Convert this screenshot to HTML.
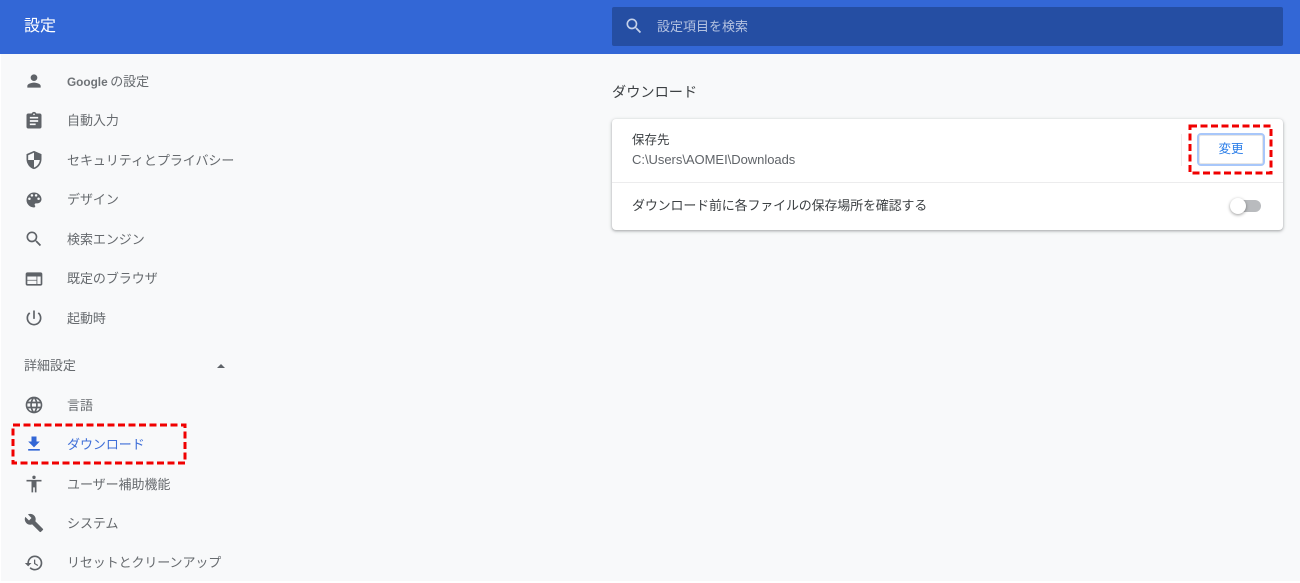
<!DOCTYPE html>
<html lang="ja">
<head>
<meta charset="utf-8">
<title>設定</title>
<style>
html,body{margin:0;padding:0}
body{width:1300px;height:583px;overflow:hidden;background:#f8f9fa;position:relative;font-family:"Liberation Sans","Noto Sans CJK JP",sans-serif;color:#5f6368}
.abs{position:absolute}
.hdr{left:0;top:0;width:1300px;height:54px;background:#3367d6}
.title{left:24px;top:16px;font-size:16px;line-height:22px;color:#fff}
.search{left:612px;top:7px;width:671px;height:39px;background:#254ea3;border-radius:2px}
.ph{left:657px;top:18px;font-size:13px;line-height:18px;color:#b4c2e0}
.it{position:absolute;left:67px;font-size:13px;line-height:18px;letter-spacing:-.05px;color:#666a6e;white-space:nowrap}
.ic{position:absolute;left:24px;width:20px;height:20px;fill:#5f6368}
.h2{left:612px;top:83px;font-size:14.2px;line-height:20px;color:#3c4043}
.card{left:612px;top:119px;width:671px;height:111px;background:#fff;border-radius:4px;box-shadow:0 1px 2px rgba(60,64,67,.3),0 1px 3px 1px rgba(60,64,67,.15)}
.t1{left:632px;font-size:12.5px;line-height:18px;color:#3c4043;white-space:nowrap}
.btn{left:1197px;top:133px;width:64px;height:29px;border:2px solid #a8c7fa;border-radius:4px;background:#fff;color:#2a7de8;font-size:12.5px;line-height:29px;text-align:center;box-sizing:content-box;box-shadow:inset 0 0 0 1px #e6e6e6}
</style>
</head>
<body>
<div class="abs hdr"></div>
<div class="abs title">設定</div>
<div class="abs search"></div>
<svg class="abs" style="left:624px;top:16px;fill:#c6d2ea" width="20" height="20" viewBox="0 0 24 24"><path d="M15.5 14h-.79l-.28-.27A6.47 6.47 0 0 0 16 9.5 6.5 6.5 0 1 0 9.500 16c1.610 0 3.090-.59 4.230-1.570l.27.28v.79l5 4.990L20.490 19l-4.990-5zm-6 0C7.010 14 5 11.990 5 9.500S7.010 5 9.500 5 14 7.010 14 9.500 11.990 14 9.500 14z"/></svg>
<div class="abs ph">設定項目を検索</div>

<svg class="ic" style="top:71px" viewBox="0 0 24 24"><path d="M12 12c2.210 0 4-1.790 4-4s-1.790-4-4-4-4 1.790-4 4 1.790 4 4 4zm0 2c-2.670 0-8 1.340-8 4v2h16v-2c0-2.660-5.330-4-8-4z"/></svg>
<div class="it" style="top:73px;word-spacing:-1px"><b style="font-weight:700;font-size:11.8px;letter-spacing:0;color:#6f7377">Google</b> の設定</div>

<svg class="ic" style="top:111px" viewBox="0 0 24 24"><path d="M19 3h-4.180C14.400 1.840 13.300 1 12 1s-2.400.84-2.820 2H5c-1.100 0-2 .9-2 2v14c0 1.100.9 2 2 2h14c1.100 0 2-.9 2-2V5c0-1.100-.9-2-2-2zm-7 0c.55 0 1 .45 1 1s-.45 1-1 1-1-.45-1-1 .45-1 1-1zm2 14H7v-2h7v2zm3-4H7v-2h10v2zm0-4H7V7h10v2z"/></svg>
<div class="it" style="top:112px">自動入力</div>

<svg class="ic" style="top:150px" viewBox="0 0 24 24"><path d="M12 1 3 5v6c0 5.550 3.840 10.740 9 12 5.160-1.260 9-6.450 9-12V5l-9-4zm0 10.990h7c-.53 4.120-3.280 7.790-7 8.940V12H5V6.300l7-3.110v8.800z"/></svg>
<div class="it" style="top:152px">セキュリティとプライバシー</div>

<svg class="ic" style="top:190px" viewBox="0 0 24 24"><path d="M12 3a9 9 0 0 0 0 18c.83 0 1.500-.67 1.500-1.500 0-.39-.15-.74-.39-1.010-.23-.26-.38-.61-.38-.99 0-.83.67-1.500 1.500-1.500H16c2.760 0 5-2.240 5-5 0-4.420-4.030-8-9-8zm-5.500 9a1.500 1.500 0 1 1 0-3 1.500 1.500 0 0 1 0 3zm3-4a1.500 1.500 0 1 1 0-3 1.500 1.500 0 0 1 0 3zm5 0a1.500 1.500 0 1 1 0-3 1.500 1.500 0 0 1 0 3zm3 4a1.500 1.500 0 1 1 0-3 1.500 1.500 0 0 1 0 3z"/></svg>
<div class="it" style="top:191px">デザイン</div>

<svg class="ic" style="top:229px" viewBox="0 0 24 24"><path d="M15.500 14h-.79l-.28-.27A6.470 6.470 0 0 0 16 9.500 6.500 6.500 0 1 0 9.500 16c1.610 0 3.090-.59 4.230-1.570l.27.28v.79l5 4.990L20.490 19l-4.990-5zm-6 0C7.010 14 5 11.990 5 9.500S7.010 5 9.500 5 14 7.010 14 9.500 11.990 14 9.500 14z"/></svg>
<div class="it" style="top:231px">検索エンジン</div>

<svg class="ic" style="top:269px" viewBox="0 0 24 24"><path d="M20 4H4c-1.100 0-2 .9-2 2v12c0 1.100.9 2 2 2h16c1.100 0 2-.9 2-2V6c0-1.100-.9-2-2-2zm-5 14H4v-4h11v4zm0-5H4V9h11v4zm5 5h-4V9h4v9z"/></svg>
<div class="it" style="top:270px">既定のブラウザ</div>

<svg class="ic" style="top:308px" viewBox="0 0 24 24"><path d="M13 3h-2v10h2V3zm4.830 2.170-1.420 1.420A6.920 6.920 0 0 1 19 12c0 3.870-3.130 7-7 7s-7-3.130-7-7c0-2.280 1.090-4.300 2.580-5.420L6.170 5.170A8.930 8.930 0 0 0 3 12a9 9 0 0 0 18 0c0-2.740-1.230-5.180-3.170-6.830z"/></svg>
<div class="it" style="top:310px">起動時</div>

<div class="it" style="left:24px;top:357px">詳細設定</div>
<svg class="abs" style="left:216px;top:363px" width="10" height="6" viewBox="0 0 10 6"><path d="M1 5 5 1l4 4z" fill="#5f6368"/></svg>

<svg class="ic" style="top:395px" viewBox="0 0 24 24"><path d="M11.990 2C6.470 2 2 6.480 2 12s4.470 10 9.990 10C17.520 22 22 17.520 22 12S17.520 2 11.990 2zm6.930 6h-2.950a15.650 15.650 0 0 0-1.380-3.560A8.030 8.030 0 0 1 18.920 8zM12 4.040c.83 1.200 1.480 2.530 1.910 3.960h-3.820c.43-1.430 1.080-2.760 1.910-3.960zM4.260 14C4.100 13.360 4 12.690 4 12s.1-1.360.26-2h3.380c-.08.66-.14 1.320-.14 2s.06 1.340.14 2H4.260zm.82 2h2.950c.32 1.250.78 2.450 1.380 3.560A7.987 7.987 0 0 1 5.080 16zm2.950-8H5.080a7.987 7.987 0 0 1 4.330-3.560A15.650 15.650 0 0 0 8.030 8zM12 19.960c-.83-1.200-1.480-2.530-1.910-3.960h3.820c-.43 1.430-1.080 2.760-1.910 3.960zM14.340 14H9.660c-.09-.66-.16-1.320-.16-2s.07-1.350.16-2h4.680c.09.65.16 1.320.16 2s-.07 1.340-.16 2zm.25 5.560c.6-1.110 1.060-2.310 1.380-3.560h2.950a8.030 8.030 0 0 1-4.330 3.560zM16.360 14c.08-.66.14-1.320.14-2s-.06-1.340-.14-2h3.380c.16.64.26 1.310.26 2s-.1 1.360-.26 2h-3.380z"/></svg>
<div class="it" style="top:397px">言語</div>

<svg class="ic" style="top:434px;fill:#3367d6" viewBox="0 0 24 24"><path d="M19 9h-4V3H9v6H5l7 7 7-7zM5 18v2h14v-2H5z"/></svg>
<div class="it" style="top:436px;color:#3f6fd8">ダウンロード</div>

<svg class="ic" style="top:474px" viewBox="0 0 24 24"><path d="M12 2a2 2 0 1 1 0 4 2 2 0 0 1 0-4zm9 7h-6v13h-2v-6h-2v6H9V9H3V7h18v2z"/></svg>
<div class="it" style="top:476px">ユーザー補助機能</div>

<svg class="ic" style="top:513px" viewBox="0 0 24 24"><path d="M22.700 19 13.600 9.900c.9-2.300.4-5-1.500-6.900-2-2-5-2.400-7.400-1.300L9 6 6 9 1.600 4.700C.4 7.100.9 10.100 2.900 12.100c1.900 1.900 4.600 2.400 6.900 1.500l9.100 9.100c.4.400 1 .4 1.400 0l2.300-2.300c.5-.4.5-1.100.1-1.400z"/></svg>
<div class="it" style="top:515px">システム</div>

<svg class="ic" style="top:553px" viewBox="0 0 24 24"><path d="M13 3a9 9 0 0 0-9 9H1l3.890 3.890.07.14L9 12H6c0-3.870 3.130-7 7-7s7 3.130 7 7-3.130 7-7 7c-1.930 0-3.680-.79-4.940-2.060l-1.420 1.420A8.954 8.954 0 0 0 13 21a9 9 0 0 0 0-18zm-1 5v5l4.280 2.540.72-1.210-3.500-2.080V8H12z"/></svg>
<div class="it" style="top:554px;letter-spacing:-.1px">リセットとクリーンアップ</div>

<div class="abs h2">ダウンロード</div>
<div class="abs card"></div>
<div class="abs t1" style="top:131px">保存先</div>
<div class="abs t1" style="top:151px;color:#5f6368;font-size:13px;letter-spacing:-.03px">C:\Users\AOMEI\Downloads</div>
<div class="abs" style="left:612px;top:182px;width:671px;height:1px;background:#ececed"></div>
<div class="abs" style="left:1181px;top:134px;width:1px;height:32px;background:#ececec"></div>
<div class="abs t1" style="top:197px;font-size:13px;letter-spacing:-.17px">ダウンロード前に各ファイルの保存場所を確認する</div>
<div class="abs btn">変更</div>
<div class="abs" style="left:1232px;top:200px;width:29px;height:12px;border-radius:6px;background:#b9bbbe"></div>
<div class="abs" style="left:1230px;top:198px;width:16px;height:16px;border-radius:50%;background:#fff;box-shadow:0 1px 3px rgba(0,0,0,.4)"></div>

<div class="abs" style="left:0;top:54px;width:1px;height:529px;background:#fff"></div>
<div class="abs" style="left:0;top:581px;width:1300px;height:2px;background:#fff"></div>

<svg class="abs" style="left:0;top:0" width="1300" height="583" fill="none">
<rect x="13" y="425" width="172" height="38" stroke="#f00000" stroke-width="3" stroke-dasharray="7 3.500"/>
<rect x="1190" y="126" width="81" height="47" stroke="#f00000" stroke-width="3" stroke-dasharray="7 3.500"/>
</svg>
</body>
</html>
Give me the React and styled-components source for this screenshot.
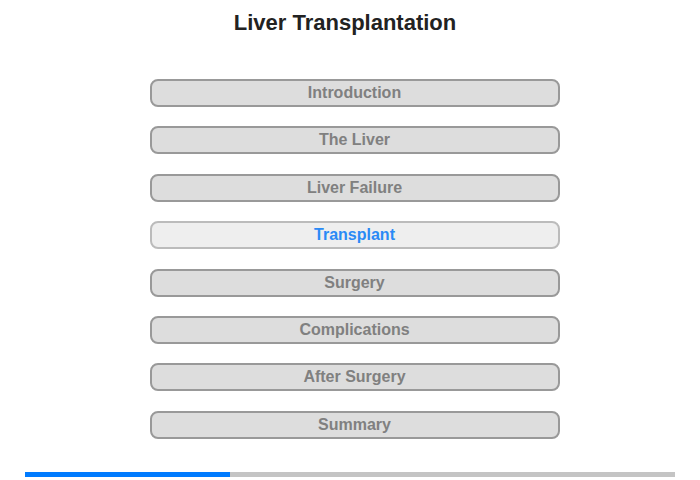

_ _ _ _

Each line in the listing above either holds the string "screenshot" or does not; state how many do, giving the number only.

2